Apart from sweeping Idem's outer integument clean of the antimony and copper streams that formed Its nerves, the Other had never demonstrated any use for Its flesh. It made no changes. It didn't even trouble to flense away the irritating growths that took hold under its dominion.
Perhaps the Other didn't actually need the flesh at all. Perhaps it had some other end in mind...and Idem's torment and imprisonment were a mere side effect.
Did the Other even know It was here?
Could twelve centuries of war have been founded on a misunderstanding?
The concept was too novel, and too disturbing. Idem pushed the idea aside and concentrated on regrowing Its tattered nervous network. There would be time to consider afterward.
Fifty years' time, most likely.
Chapter 33
Armand shoved the feedback assembly away from him with an irritated thrust. It slid across the table's rough surface, clattered against the wall of the hovel and lay there. He rose, went to the door, and stood silently looking out at the yard and the huts beyond.
"Something wrong, sweetie?" Teresza asked.
"No, just bored. I've fixed too man
y of these lately." He turned to face her. She was nursing Valerie again. The baby appeared to clutch her breast with a special greed. "She's just about always hungry, isn't she?"
His wife gave him a sleepy smile. "Four times today already. I don't mind."
Her voice has dropped a full octave since she started nursing. Effect of the hormone adjustments, or something else?
"I keep wishing we'd brought a few books with us," he said.
"You'd have finished them by now."
"Yeah, I suppose." He turned to face outside again.
The early summer weather was as benign as it ever got in Defiance. The sun was just past its zenith, the sky was golden and the light breeze was warm. The air tasted of rain to come, probably after dark.
"Feel like getting out for a stroll?"
She cocked an eyebrow at him.
"I don't think Val will mind. Come on, before I go crazy in here." He held out a hand. She rose to join him, and they set out.
The village was peaceful, orderly and clean. A month earlier, there had been visible debris strewn along some of the footpaths. There was none now. Indeed, most of the paths had been raked free of the loose rocks that had made walking in the dark an adventure. The hovels appeared better tended, on average, than ever before. Many roofs had been rethatched. Their neighbors were mostly at work, tending their gardens, their composters, or their stills. All gave cheery waves as the Morelon family strolled by.

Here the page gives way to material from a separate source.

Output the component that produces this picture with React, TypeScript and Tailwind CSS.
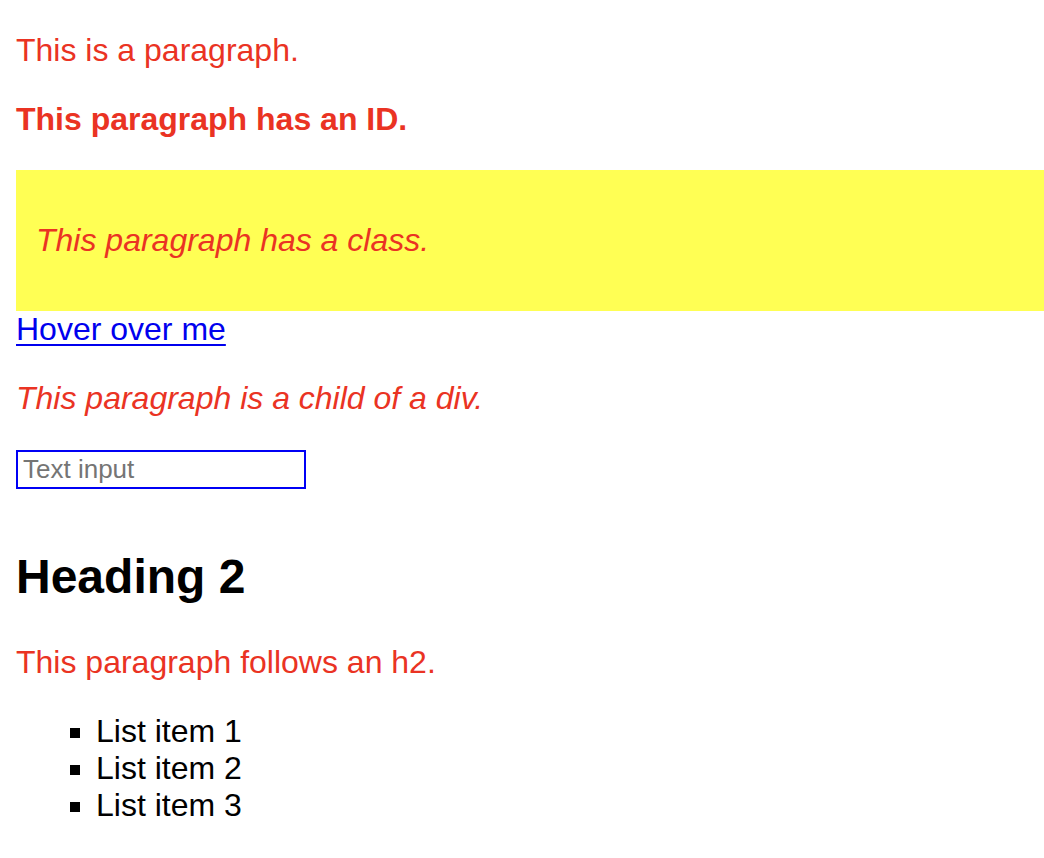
import React from "react";

export default function App() {
  return (
    <div className="min-h-[858px] w-[1044px] overflow-hidden bg-white pl-4 font-['Liberation_Sans',Arial,sans-serif]">
      <p className="mt-[32px] text-[32px] leading-[37px] text-[#ea3323]">This is a paragraph.</p>
      <p className="mt-[32px] text-[32px] font-bold leading-[37px] text-[#ea3323]">This paragraph has an ID.</p>
      <div className="mt-[32px] flex h-[141px] w-[1028px] items-center bg-[#ffff54] pl-[20px]">
        <p className="text-[32px] italic leading-[37px] text-[#ea3323]">This paragraph has a class.</p>
      </div>
      <a href="#" className="block w-fit text-[32px] leading-[37px] text-[#0000ee] underline decoration-[2px] underline-offset-[4px]">
        Hover over me
      </a>
      <div>
        <p className="mt-[32px] text-[32px] italic leading-[37px] text-[#ea3323]">This paragraph is a child of a div.</p>
      </div>
      <input
        type="text"
        placeholder="Text input"
        className="mt-[33px] block h-[39px] w-[290px] border-2 border-[#0000f5] pl-[5px] text-[26px] leading-[30px] text-black placeholder:text-[#757575] outline-none"
      />
      <h2 className="mt-[60px] text-[48px] font-bold leading-[55px] text-black">Heading 2</h2>
      <p className="mt-[40px] text-[32px] leading-[37px] text-[#ea3323]">This paragraph follows an h2.</p>
      <ul className="mt-[32px] list-[square] pl-[80px] text-[32px] leading-[37px] text-black">
        <li>List item 1</li>
        <li>List item 2</li>
        <li>List item 3</li>
      </ul>
    </div>
  );
}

Defiance had settled into a new set of rhythms, and a new set of norms. Armand had always been valued for his skills, as he'd expected from the first, but over the month since Teresza's kidnapping and his response to it, there'd been an increment. Villagers had been bringing him things other than broken machinery to fix.
"He promised me a bushel of beets if I would sew him a new pair of pants, but now that his crop is in he won't pay up. He says I've misremembered the bargain. Can you get him to keep his word?"
"Our stills are overproducing. We're happy, of course, but you know how this stuff sublimates off if you don't bottle it right away, and we're out of vessels. Could you help us negotiate a trade with Thule? They have potash we could really use here, but they're bastards through and through, if you know what I mean."